• **Data block**:
========
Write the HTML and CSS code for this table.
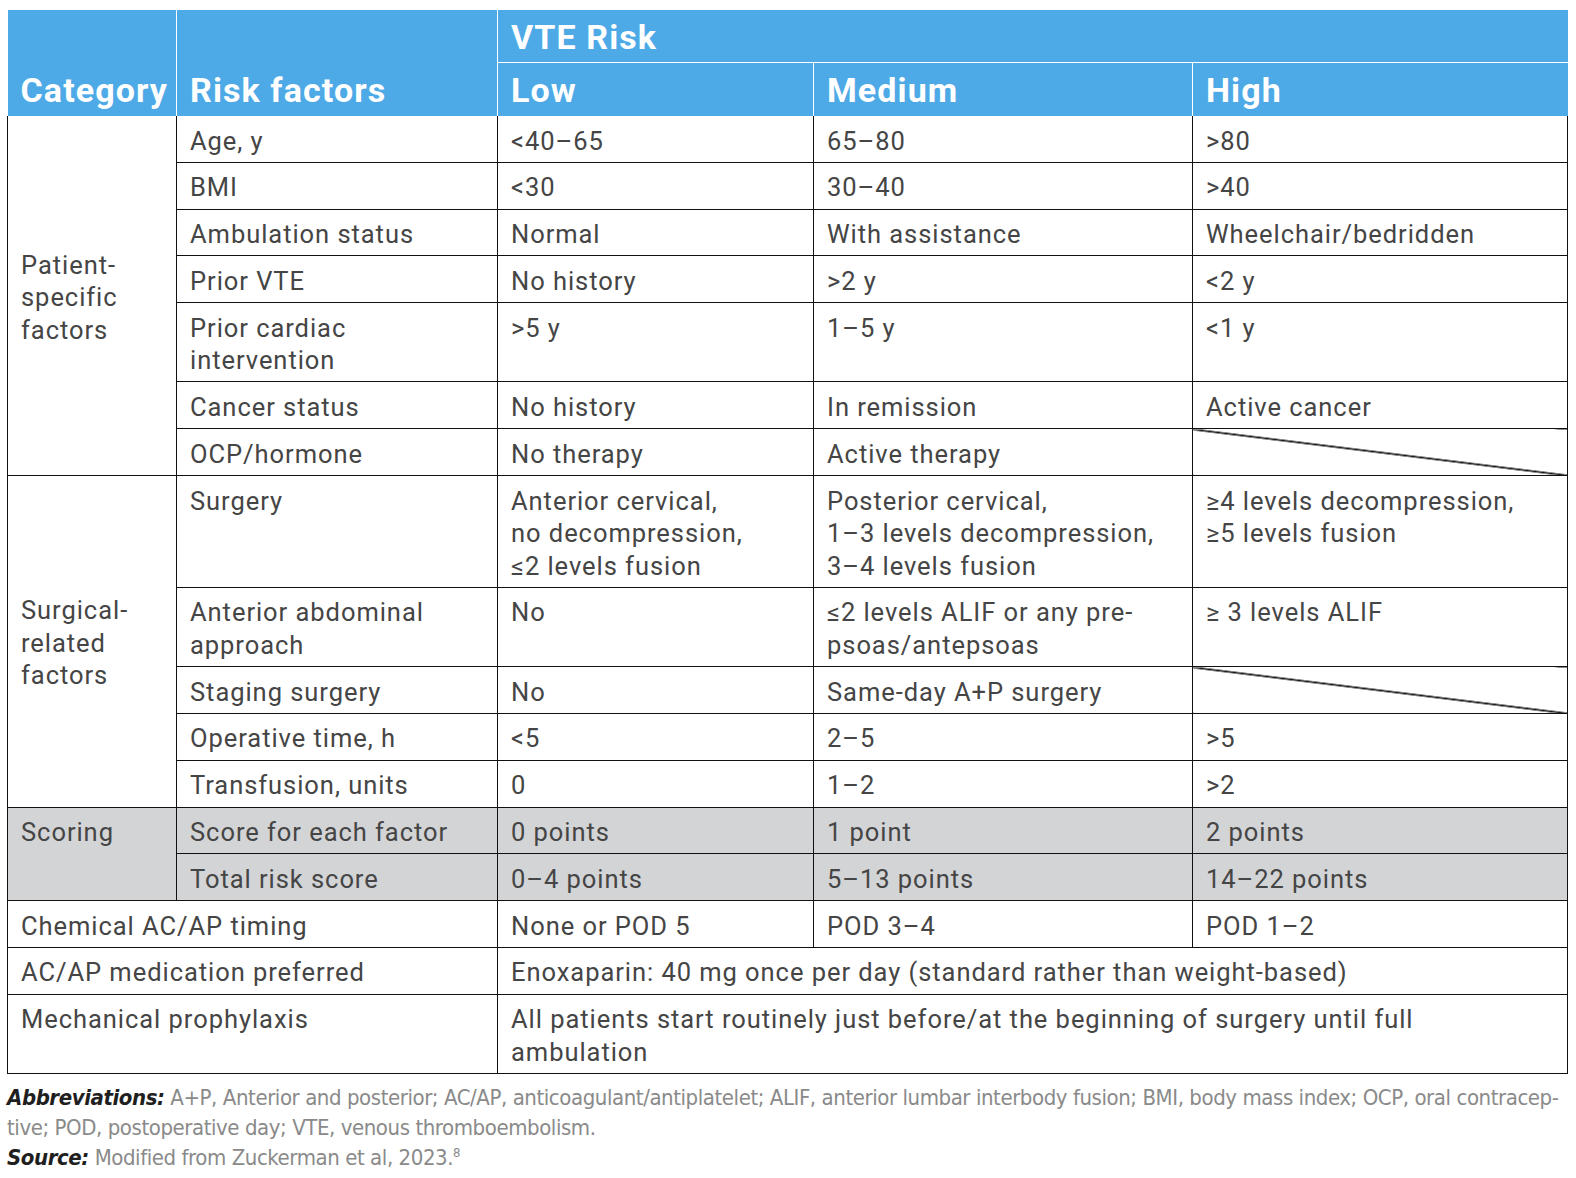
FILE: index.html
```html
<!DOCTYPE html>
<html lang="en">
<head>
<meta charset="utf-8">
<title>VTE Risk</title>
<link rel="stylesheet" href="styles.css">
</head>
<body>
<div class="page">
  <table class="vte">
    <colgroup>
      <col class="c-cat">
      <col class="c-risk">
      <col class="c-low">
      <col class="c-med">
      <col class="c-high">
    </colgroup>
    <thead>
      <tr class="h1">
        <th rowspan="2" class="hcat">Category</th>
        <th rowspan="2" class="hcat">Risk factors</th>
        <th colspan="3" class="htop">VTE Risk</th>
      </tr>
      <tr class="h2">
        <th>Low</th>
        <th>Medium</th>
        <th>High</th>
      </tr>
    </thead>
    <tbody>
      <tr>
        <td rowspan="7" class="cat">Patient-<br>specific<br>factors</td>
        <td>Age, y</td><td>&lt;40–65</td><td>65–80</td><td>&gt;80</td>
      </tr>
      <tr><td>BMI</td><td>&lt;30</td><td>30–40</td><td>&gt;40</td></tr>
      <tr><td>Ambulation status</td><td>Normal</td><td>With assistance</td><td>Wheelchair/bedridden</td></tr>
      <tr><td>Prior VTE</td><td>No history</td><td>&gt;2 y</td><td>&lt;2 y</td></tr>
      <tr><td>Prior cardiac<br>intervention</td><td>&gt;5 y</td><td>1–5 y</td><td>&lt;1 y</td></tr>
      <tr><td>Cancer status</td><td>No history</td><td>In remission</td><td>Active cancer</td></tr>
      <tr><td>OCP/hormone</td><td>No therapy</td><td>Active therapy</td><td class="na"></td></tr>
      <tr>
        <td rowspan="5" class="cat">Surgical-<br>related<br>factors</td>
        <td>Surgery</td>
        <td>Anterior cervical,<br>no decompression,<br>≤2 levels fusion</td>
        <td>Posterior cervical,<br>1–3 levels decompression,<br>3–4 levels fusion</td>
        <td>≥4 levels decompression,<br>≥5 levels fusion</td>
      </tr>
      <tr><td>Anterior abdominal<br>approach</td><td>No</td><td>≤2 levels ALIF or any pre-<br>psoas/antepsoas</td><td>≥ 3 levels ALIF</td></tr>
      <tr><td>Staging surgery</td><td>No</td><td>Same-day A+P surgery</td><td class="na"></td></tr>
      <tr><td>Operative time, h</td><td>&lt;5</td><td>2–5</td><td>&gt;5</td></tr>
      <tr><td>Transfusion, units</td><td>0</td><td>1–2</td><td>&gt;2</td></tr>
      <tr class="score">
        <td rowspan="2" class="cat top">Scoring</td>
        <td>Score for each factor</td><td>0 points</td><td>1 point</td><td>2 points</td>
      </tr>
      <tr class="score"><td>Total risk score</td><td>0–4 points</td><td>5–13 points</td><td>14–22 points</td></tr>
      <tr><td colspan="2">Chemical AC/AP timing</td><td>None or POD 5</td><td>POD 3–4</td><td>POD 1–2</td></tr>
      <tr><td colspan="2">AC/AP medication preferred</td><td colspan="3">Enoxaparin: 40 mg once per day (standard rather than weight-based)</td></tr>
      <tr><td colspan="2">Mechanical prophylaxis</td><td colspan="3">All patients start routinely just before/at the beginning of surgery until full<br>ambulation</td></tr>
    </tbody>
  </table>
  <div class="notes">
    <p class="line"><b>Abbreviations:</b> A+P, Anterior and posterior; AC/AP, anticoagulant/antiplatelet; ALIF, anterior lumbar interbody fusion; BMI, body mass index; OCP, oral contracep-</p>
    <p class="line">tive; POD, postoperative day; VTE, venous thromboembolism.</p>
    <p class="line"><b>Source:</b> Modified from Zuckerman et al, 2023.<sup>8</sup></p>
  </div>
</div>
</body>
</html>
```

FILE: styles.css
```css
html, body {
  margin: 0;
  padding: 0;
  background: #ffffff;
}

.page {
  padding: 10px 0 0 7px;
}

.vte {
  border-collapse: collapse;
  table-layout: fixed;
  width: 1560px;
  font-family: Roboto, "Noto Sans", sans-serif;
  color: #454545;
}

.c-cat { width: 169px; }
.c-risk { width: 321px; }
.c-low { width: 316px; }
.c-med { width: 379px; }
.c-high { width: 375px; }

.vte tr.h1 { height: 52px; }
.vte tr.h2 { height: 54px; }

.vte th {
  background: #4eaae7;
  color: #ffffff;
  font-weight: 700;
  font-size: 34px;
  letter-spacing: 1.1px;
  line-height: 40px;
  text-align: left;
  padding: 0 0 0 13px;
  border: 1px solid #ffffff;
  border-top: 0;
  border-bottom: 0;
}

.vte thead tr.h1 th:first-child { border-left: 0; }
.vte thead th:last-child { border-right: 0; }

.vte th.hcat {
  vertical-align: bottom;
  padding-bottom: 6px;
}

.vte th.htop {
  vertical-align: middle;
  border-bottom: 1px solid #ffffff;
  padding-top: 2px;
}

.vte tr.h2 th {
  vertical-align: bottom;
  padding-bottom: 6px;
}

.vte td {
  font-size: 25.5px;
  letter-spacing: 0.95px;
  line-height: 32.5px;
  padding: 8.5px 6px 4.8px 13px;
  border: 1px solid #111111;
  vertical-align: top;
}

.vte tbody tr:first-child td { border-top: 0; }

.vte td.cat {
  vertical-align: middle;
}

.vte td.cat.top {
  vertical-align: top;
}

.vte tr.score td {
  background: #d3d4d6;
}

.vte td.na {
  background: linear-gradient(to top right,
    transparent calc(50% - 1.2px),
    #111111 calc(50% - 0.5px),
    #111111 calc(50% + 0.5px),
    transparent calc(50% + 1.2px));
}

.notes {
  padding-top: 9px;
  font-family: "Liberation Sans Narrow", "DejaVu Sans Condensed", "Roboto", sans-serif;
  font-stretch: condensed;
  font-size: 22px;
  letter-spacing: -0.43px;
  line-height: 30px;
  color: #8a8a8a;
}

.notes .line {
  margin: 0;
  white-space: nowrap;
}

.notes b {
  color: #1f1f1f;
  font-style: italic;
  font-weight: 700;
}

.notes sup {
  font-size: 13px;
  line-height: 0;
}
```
========
• **Exercise details**: Take the data above and repeat it exactly, leaving each picture out.

• **Written answer**:
Write the HTML and CSS code for this table.
FILE: index.html
```html
<!DOCTYPE html>
<html lang="en">
<head>
<meta charset="utf-8">
<title>VTE Risk</title>
<link rel="stylesheet" href="styles.css">
</head>
<body>
<div class="page">
  <table class="vte">
    <colgroup>
      <col class="c-cat">
      <col class="c-risk">
      <col class="c-low">
      <col class="c-med">
      <col class="c-high">
    </colgroup>
    <thead>
      <tr class="h1">
        <th rowspan="2" class="hcat">Category</th>
        <th rowspan="2" class="hcat">Risk factors</th>
        <th colspan="3" class="htop">VTE Risk</th>
      </tr>
      <tr class="h2">
        <th>Low</th>
        <th>Medium</th>
        <th>High</th>
      </tr>
    </thead>
    <tbody>
      <tr>
        <td rowspan="7" class="cat">Patient-<br>specific<br>factors</td>
        <td>Age, y</td><td>&lt;40–65</td><td>65–80</td><td>&gt;80</td>
      </tr>
      <tr><td>BMI</td><td>&lt;30</td><td>30–40</td><td>&gt;40</td></tr>
      <tr><td>Ambulation status</td><td>Normal</td><td>With assistance</td><td>Wheelchair/bedridden</td></tr>
      <tr><td>Prior VTE</td><td>No history</td><td>&gt;2 y</td><td>&lt;2 y</td></tr>
      <tr><td>Prior cardiac<br>intervention</td><td>&gt;5 y</td><td>1–5 y</td><td>&lt;1 y</td></tr>
      <tr><td>Cancer status</td><td>No history</td><td>In remission</td><td>Active cancer</td></tr>
      <tr><td>OCP/hormone</td><td>No therapy</td><td>Active therapy</td><td class="na"></td></tr>
      <tr>
        <td rowspan="5" class="cat">Surgical-<br>related<br>factors</td>
        <td>Surgery</td>
        <td>Anterior cervical,<br>no decompression,<br>≤2 levels fusion</td>
        <td>Posterior cervical,<br>1–3 levels decompression,<br>3–4 levels fusion</td>
        <td>≥4 levels decompression,<br>≥5 levels fusion</td>
      </tr>
      <tr><td>Anterior abdominal<br>approach</td><td>No</td><td>≤2 levels ALIF or any pre-<br>psoas/antepsoas</td><td>≥ 3 levels ALIF</td></tr>
      <tr><td>Staging surgery</td><td>No</td><td>Same-day A+P surgery</td><td class="na"></td></tr>
      <tr><td>Operative time, h</td><td>&lt;5</td><td>2–5</td><td>&gt;5</td></tr>
      <tr><td>Transfusion, units</td><td>0</td><td>1–2</td><td>&gt;2</td></tr>
      <tr class="score">
        <td rowspan="2" class="cat top">Scoring</td>
        <td>Score for each factor</td><td>0 points</td><td>1 point</td><td>2 points</td>
      </tr>
      <tr class="score"><td>Total risk score</td><td>0–4 points</td><td>5–13 points</td><td>14–22 points</td></tr>
      <tr><td colspan="2">Chemical AC/AP timing</td><td>None or POD 5</td><td>POD 3–4</td><td>POD 1–2</td></tr>
      <tr><td colspan="2">AC/AP medication preferred</td><td colspan="3">Enoxaparin: 40 mg once per day (standard rather than weight-based)</td></tr>
      <tr><td colspan="2">Mechanical prophylaxis</td><td colspan="3">All patients start routinely just before/at the beginning of surgery until full<br>ambulation</td></tr>
    </tbody>
  </table>
  <div class="notes">
    <p class="line"><b>Abbreviations:</b> A+P, Anterior and posterior; AC/AP, anticoagulant/antiplatelet; ALIF, anterior lumbar interbody fusion; BMI, body mass index; OCP, oral contracep-</p>
    <p class="line">tive; POD, postoperative day; VTE, venous thromboembolism.</p>
    <p class="line"><b>Source:</b> Modified from Zuckerman et al, 2023.<sup>8</sup></p>
  </div>
</div>
</body>
</html>
```

FILE: styles.css
```css
html, body {
  margin: 0;
  padding: 0;
  background: #ffffff;
}

.page {
  padding: 10px 0 0 7px;
}

.vte {
  border-collapse: collapse;
  table-layout: fixed;
  width: 1560px;
  font-family: Roboto, "Noto Sans", sans-serif;
  color: #454545;
}

.c-cat { width: 169px; }
.c-risk { width: 321px; }
.c-low { width: 316px; }
.c-med { width: 379px; }
.c-high { width: 375px; }

.vte tr.h1 { height: 52px; }
.vte tr.h2 { height: 54px; }

.vte th {
  background: #4eaae7;
  color: #ffffff;
  font-weight: 700;
  font-size: 34px;
  letter-spacing: 1.1px;
  line-height: 40px;
  text-align: left;
  padding: 0 0 0 13px;
  border: 1px solid #ffffff;
  border-top: 0;
  border-bottom: 0;
}

.vte thead tr.h1 th:first-child { border-left: 0; }
.vte thead th:last-child { border-right: 0; }

.vte th.hcat {
  vertical-align: bottom;
  padding-bottom: 6px;
}

.vte th.htop {
  vertical-align: middle;
  border-bottom: 1px solid #ffffff;
  padding-top: 2px;
}

.vte tr.h2 th {
  vertical-align: bottom;
  padding-bottom: 6px;
}

.vte td {
  font-size: 25.5px;
  letter-spacing: 0.95px;
  line-height: 32.5px;
  padding: 8.5px 6px 4.8px 13px;
  border: 1px solid #111111;
  vertical-align: top;
}

.vte tbody tr:first-child td { border-top: 0; }

.vte td.cat {
  vertical-align: middle;
}

.vte td.cat.top {
  vertical-align: top;
}

.vte tr.score td {
  background: #d3d4d6;
}

.vte td.na {
  background: linear-gradient(to top right,
    transparent calc(50% - 1.2px),
    #111111 calc(50% - 0.5px),
    #111111 calc(50% + 0.5px),
    transparent calc(50% + 1.2px));
}

.notes {
  padding-top: 9px;
  font-family: "Liberation Sans Narrow", "DejaVu Sans Condensed", "Roboto", sans-serif;
  font-stretch: condensed;
  font-size: 22px;
  letter-spacing: -0.43px;
  line-height: 30px;
  color: #8a8a8a;
}

.notes .line {
  margin: 0;
  white-space: nowrap;
}

.notes b {
  color: #1f1f1f;
  font-style: italic;
  font-weight: 700;
}

.notes sup {
  font-size: 13px;
  line-height: 0;
}
```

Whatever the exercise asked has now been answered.